[Entries with page source code]
----
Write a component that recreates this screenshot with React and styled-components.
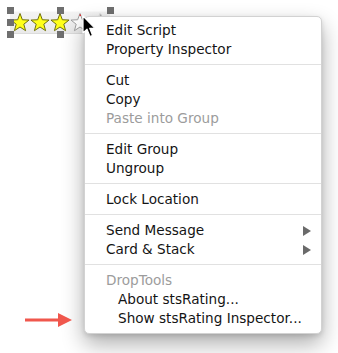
import styled, { createGlobalStyle } from "styled-components";

const GlobalStyle = createGlobalStyle`
  html, body {
    margin: 0;
    padding: 0;
    background: #ffffff;
  }
  body {
    font-family: "DejaVu Sans", "Liberation Sans", sans-serif;
    -webkit-font-smoothing: antialiased;
  }
`;

const menuGroups = [
  [{ label: "Edit Script" }, { label: "Property Inspector" }],
  [{ label: "Cut" }, { label: "Copy" }, { label: "Paste into Group", disabled: true }],
  [{ label: "Edit Group" }, { label: "Ungroup" }],
  [{ label: "Lock Location" }],
  [
    { label: "Send Message", submenu: true },
    { label: "Card & Stack", submenu: true },
  ],
  [
    { label: "DropTools", disabled: true },
    { label: "About stsRating...", indent: true },
    { label: "Show stsRating Inspector...", indent: true },
  ],
];

// handle cells in the 5x5 selection grid (col, row)
const handles = [
  [1, 1],
  [3, 1],
  [5, 1],
  [1, 3],
  [1, 5],
  [3, 5],
];

function Star({ cx, kind }) {
  const pts = [];
  for (let i = 0; i < 10; i++) {
    const r = i % 2 === 0 ? 9.5 : 4;
    const a = (Math.PI / 5) * i - Math.PI / 2;
    pts.push(`${(cx + r * Math.cos(a)).toFixed(2)},${(12 + r * Math.sin(a)).toFixed(2)}`);
  }
  const styles = {
    full: { fill: "#ffff1a", stroke: "#6f6f10" },
    empty: { fill: "#ffffff", stroke: "#a0a0a0" },
    faint: { fill: "#f6f6f6", stroke: "#dadada" },
  };
  return <polygon points={pts.join(" ")} strokeWidth="1" strokeLinejoin="round" {...styles[kind]} />;
}

function App() {
  const stars = ["full", "full", "full", "empty", "faint"];
  return (
    <>
      <GlobalStyle />
      <Page>
        <Canvas>
          <Rating>
            <svg width="100" height="23" viewBox="0 0 100 23">
              {stars.map((k, i) => (
                <Star key={i} cx={10 + i * 20} kind={k} />
              ))}
              <rect x="69.5" y="3.5" width="1.5" height="1.5" fill="#e03030" />
              <rect x="90" y="3.5" width="1.5" height="1.5" fill="#b0b0b0" />
            </svg>
            <Selection>
              {handles.map(([c, r]) => (
                <Handle key={`${c}-${r}`} $col={c} $row={r} />
              ))}
            </Selection>
          </Rating>
        </Canvas>

        <Menu>
          {menuGroups.map((group, gi) => (
            <Group key={gi}>
              {group.map((item) => (
                <Item key={item.label} $disabled={item.disabled} $indent={item.indent}>
                  <span>{item.label}</span>
                  {item.submenu && <SubArrow />}
                </Item>
              ))}
            </Group>
          ))}
        </Menu>

        <Pointer width="14" height="24" viewBox="0 0 14 24">
          <path
            d="M1 1 L1 18 L5 14.2 L8 21.5 L10.6 20.4 L7.7 13.3 L13 13.3 Z"
            fill="#000"
            stroke="#fff"
            strokeWidth="1.2"
            strokeLinejoin="round"
          />
        </Pointer>

        <Callout width="50" height="16" viewBox="0 0 50 16">
          <rect x="0" y="6.5" width="35" height="3" fill="#f0574d" />
          <polygon points="33,1 47,8 33,15" fill="#f0574d" />
        </Callout>
      </Page>
    </>
  );
}

export default App;

const Page = styled.div`
  position: relative;
  width: 338px;
  height: 353px;
  overflow: hidden;
  background: #ffffff;
`;

const Canvas = styled.div`
  padding: 11px 0 0 10px;
`;

const Rating = styled.div`
  position: relative;
  width: 100px;
  height: 23px;
  background: linear-gradient(#f4f4f4, #e9e9e9);
  box-shadow: inset 0 1px 0 #fafafa, inset 0 -1px 0 #dcdcdc;

  svg {
    display: block;
  }
`;

const Selection = styled.div`
  position: absolute;
  inset: -4px -4px -4px -3px;
  display: grid;
  grid-template-columns: 7px 1fr 7px 1fr 7px;
  grid-template-rows: 7px 1fr 7px 1fr 7px;
  pointer-events: none;
`;

const Handle = styled.span`
  grid-column: ${(p) => p.$col};
  grid-row: ${(p) => p.$row};
  background: #6f6f6f;
`;

const Menu = styled.div`
  position: absolute;
  top: 16px;
  left: 84px;
  width: 236px;
  padding: 4px 0 5px;
  background: #ffffff;
  border: 1px solid #d2d2d2;
  border-radius: 5px;
  box-shadow: 0 10px 22px rgba(0, 0, 0, 0.32), 0 2px 5px rgba(0, 0, 0, 0.12);
`;

const Group = styled.div`
  & + & {
    margin-top: 5px;
    padding-top: 6px;
    border-top: 1px solid #e1e1e1;
  }
`;

const Item = styled.div`
  display: flex;
  align-items: center;
  justify-content: space-between;
  height: 19px;
  padding: 0 10px 0 ${(p) => (p.$indent ? "33px" : "21px")};
  font-size: 13.6px;
  line-height: 19px;
  color: ${(p) => (p.$disabled ? "#9c9c9c" : "#141414")};
  white-space: nowrap;
`;

const SubArrow = styled.span`
  width: 0;
  height: 0;
  border-top: 5px solid transparent;
  border-bottom: 5px solid transparent;
  border-left: 8px solid #6a6a6a;
`;

const Pointer = styled.svg`
  position: absolute;
  left: 82px;
  top: 15px;
`;

const Callout = styled.svg`
  position: absolute;
  left: 25px;
  top: 312px;
`;
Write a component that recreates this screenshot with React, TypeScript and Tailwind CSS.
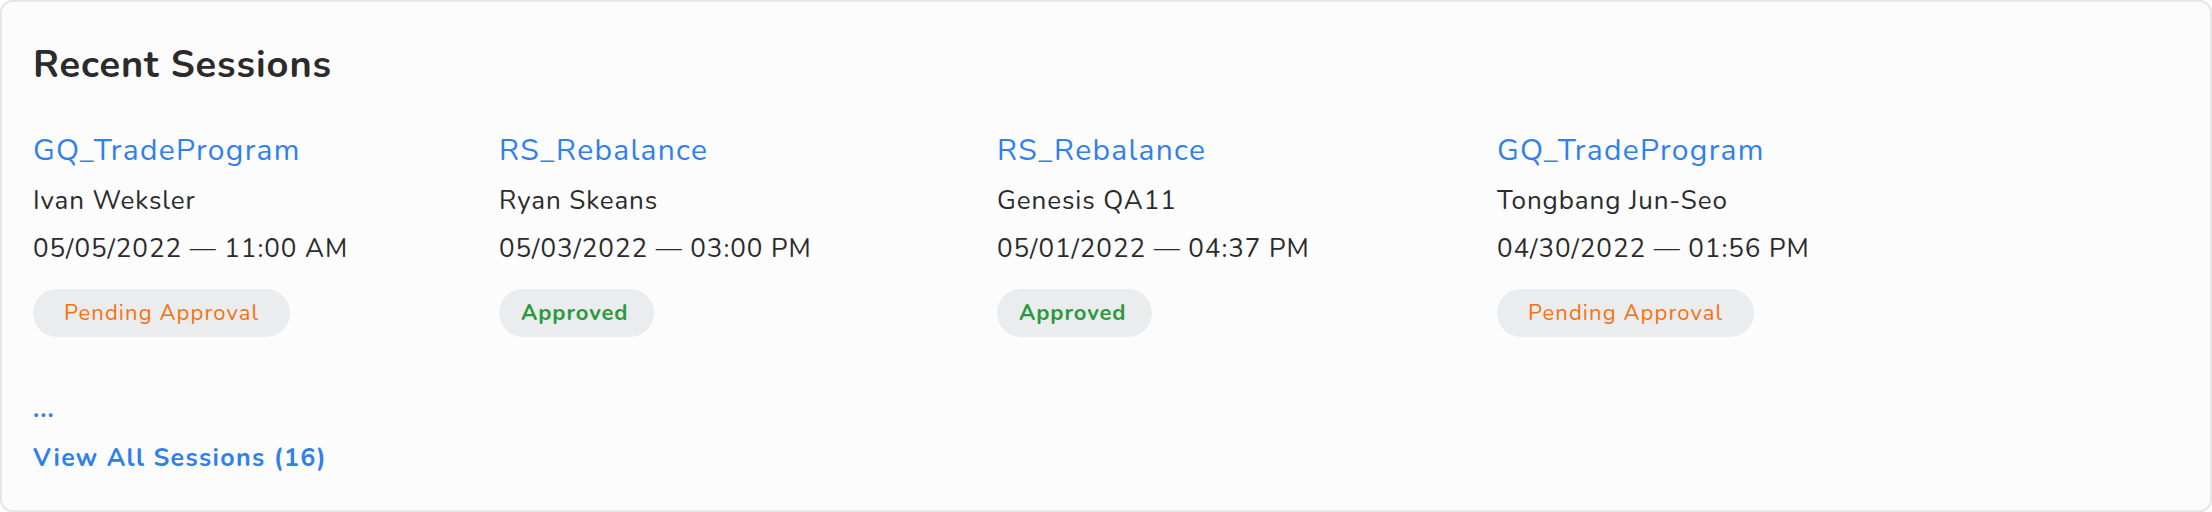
----
Go through the listing above and quote it exactly, apart from its images.

# Correct answer
Write a component that recreates this screenshot with React and styled-components.
import styled, { createGlobalStyle } from "styled-components";

const GlobalStyle = createGlobalStyle`
  html, body {
    margin: 0;
    padding: 0;
    background: #ffffff;
  }
  body {
    font-family: "DejaVu Sans", "Liberation Sans", sans-serif;
    -webkit-font-smoothing: antialiased;
  }
`;

const menuGroups = [
  [{ label: "Edit Script" }, { label: "Property Inspector" }],
  [{ label: "Cut" }, { label: "Copy" }, { label: "Paste into Group", disabled: true }],
  [{ label: "Edit Group" }, { label: "Ungroup" }],
  [{ label: "Lock Location" }],
  [
    { label: "Send Message", submenu: true },
    { label: "Card & Stack", submenu: true },
  ],
  [
    { label: "DropTools", disabled: true },
    { label: "About stsRating...", indent: true },
    { label: "Show stsRating Inspector...", indent: true },
  ],
];

// handle cells in the 5x5 selection grid (col, row)
const handles = [
  [1, 1],
  [3, 1],
  [5, 1],
  [1, 3],
  [1, 5],
  [3, 5],
];

function Star({ cx, kind }) {
  const pts = [];
  for (let i = 0; i < 10; i++) {
    const r = i % 2 === 0 ? 9.5 : 4;
    const a = (Math.PI / 5) * i - Math.PI / 2;
    pts.push(`${(cx + r * Math.cos(a)).toFixed(2)},${(12 + r * Math.sin(a)).toFixed(2)}`);
  }
  const styles = {
    full: { fill: "#ffff1a", stroke: "#6f6f10" },
    empty: { fill: "#ffffff", stroke: "#a0a0a0" },
    faint: { fill: "#f6f6f6", stroke: "#dadada" },
  };
  return <polygon points={pts.join(" ")} strokeWidth="1" strokeLinejoin="round" {...styles[kind]} />;
}

function App() {
  const stars = ["full", "full", "full", "empty", "faint"];
  return (
    <>
      <GlobalStyle />
      <Page>
        <Canvas>
          <Rating>
            <svg width="100" height="23" viewBox="0 0 100 23">
              {stars.map((k, i) => (
                <Star key={i} cx={10 + i * 20} kind={k} />
              ))}
              <rect x="69.5" y="3.5" width="1.5" height="1.5" fill="#e03030" />
              <rect x="90" y="3.5" width="1.5" height="1.5" fill="#b0b0b0" />
            </svg>
            <Selection>
              {handles.map(([c, r]) => (
                <Handle key={`${c}-${r}`} $col={c} $row={r} />
              ))}
            </Selection>
          </Rating>
        </Canvas>

        <Menu>
          {menuGroups.map((group, gi) => (
            <Group key={gi}>
              {group.map((item) => (
                <Item key={item.label} $disabled={item.disabled} $indent={item.indent}>
                  <span>{item.label}</span>
                  {item.submenu && <SubArrow />}
                </Item>
              ))}
            </Group>
          ))}
        </Menu>

        <Pointer width="14" height="24" viewBox="0 0 14 24">
          <path
            d="M1 1 L1 18 L5 14.2 L8 21.5 L10.6 20.4 L7.7 13.3 L13 13.3 Z"
            fill="#000"
            stroke="#fff"
            strokeWidth="1.2"
            strokeLinejoin="round"
          />
        </Pointer>

        <Callout width="50" height="16" viewBox="0 0 50 16">
          <rect x="0" y="6.5" width="35" height="3" fill="#f0574d" />
          <polygon points="33,1 47,8 33,15" fill="#f0574d" />
        </Callout>
      </Page>
    </>
  );
}

export default App;

const Page = styled.div`
  position: relative;
  width: 338px;
  height: 353px;
  overflow: hidden;
  background: #ffffff;
`;

const Canvas = styled.div`
  padding: 11px 0 0 10px;
`;

const Rating = styled.div`
  position: relative;
  width: 100px;
  height: 23px;
  background: linear-gradient(#f4f4f4, #e9e9e9);
  box-shadow: inset 0 1px 0 #fafafa, inset 0 -1px 0 #dcdcdc;

  svg {
    display: block;
  }
`;

const Selection = styled.div`
  position: absolute;
  inset: -4px -4px -4px -3px;
  display: grid;
  grid-template-columns: 7px 1fr 7px 1fr 7px;
  grid-template-rows: 7px 1fr 7px 1fr 7px;
  pointer-events: none;
`;

const Handle = styled.span`
  grid-column: ${(p) => p.$col};
  grid-row: ${(p) => p.$row};
  background: #6f6f6f;
`;

const Menu = styled.div`
  position: absolute;
  top: 16px;
  left: 84px;
  width: 236px;
  padding: 4px 0 5px;
  background: #ffffff;
  border: 1px solid #d2d2d2;
  border-radius: 5px;
  box-shadow: 0 10px 22px rgba(0, 0, 0, 0.32), 0 2px 5px rgba(0, 0, 0, 0.12);
`;

const Group = styled.div`
  & + & {
    margin-top: 5px;
    padding-top: 6px;
    border-top: 1px solid #e1e1e1;
  }
`;

const Item = styled.div`
  display: flex;
  align-items: center;
  justify-content: space-between;
  height: 19px;
  padding: 0 10px 0 ${(p) => (p.$indent ? "33px" : "21px")};
  font-size: 13.6px;
  line-height: 19px;
  color: ${(p) => (p.$disabled ? "#9c9c9c" : "#141414")};
  white-space: nowrap;
`;

const SubArrow = styled.span`
  width: 0;
  height: 0;
  border-top: 5px solid transparent;
  border-bottom: 5px solid transparent;
  border-left: 8px solid #6a6a6a;
`;

const Pointer = styled.svg`
  position: absolute;
  left: 82px;
  top: 15px;
`;

const Callout = styled.svg`
  position: absolute;
  left: 25px;
  top: 312px;
`;
Write a component that recreates this screenshot with React, TypeScript and Tailwind CSS.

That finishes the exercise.